How could you let this happen Zim...of all the people...you should know better...


----------



## Shaina (Oct 28, 2007)

Glad you two were having fun...managing to take a picture mid-tackle and everything.

It is kinda funny though that someone who is such a strong advocate of pit bulls would use such sensationalism to get more thread clicks though, even when it's tongue-in-cheek


----------



## zimandtakandgrrandmimi (May 8, 2008)

Shaina said:


> Glad you two were having fun...managing to take a picture mid-tackle and everything.
> 
> It is kinda funny though that someone who is such a strong advocate of pit bulls would use such sensationalism to get more thread clicks though, even when it's tongue-in-cheek


hey...fight fire with fire ya know? 

and I don't give a hooey about thread clicks, I was continuing in the tradition of Mudra and Dane&Cockermom's recent pic threads....I freaked out thinking someone stole little Xena! 

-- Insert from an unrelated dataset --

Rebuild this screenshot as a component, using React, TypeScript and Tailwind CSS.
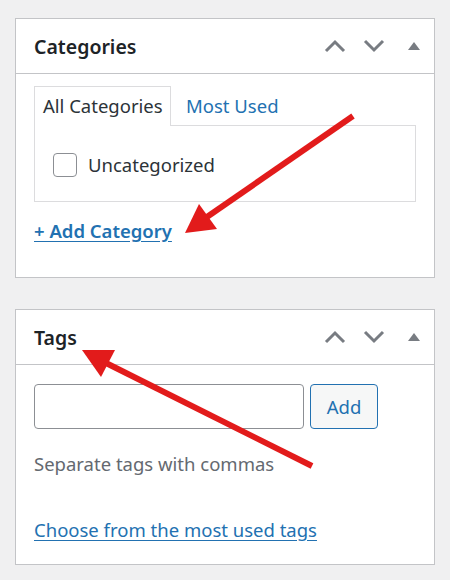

and got really confused as to how one loses a great dane...


----------



## Shaina (Oct 28, 2007)

Indeed there are several people who could switch to writing newspaper headlines for a living and do quite well for themselves...


----------



## Mac'N'Roe (Feb 15, 2008)

Cutie pa tootey. Pretty good to get a picture during that attack. I know you use your phone camera...I would LOVE to see a clearer picture of Bolo...she really looks pretty. Although, in this picture..it kind of looks like she's pulling something HUGE right out of your nose


----------



## zimandtakandgrrandmimi (May 8, 2008)

Mac'N'Roe said:


> Cutie pa tootey. Pretty good to get a picture during that attack. I know you use your phone camera...I would LOVE to see a clearer picture of Bolo...she really looks pretty. Although, in this picture..it kind of looks like she's pulling something HUGE right out of your nose


haha...that's her tongue...

and I actually have a good camera I just 

a. don't have a battery charger for it

and 

b. cannot for the life of me figure out how to get pics from the camera to the internet...( im really tech illiterate..)


----------



## Mycathinks hesadog (Mar 4, 2008)

Wow, your nose must have been very "clean" after that one!!!


----------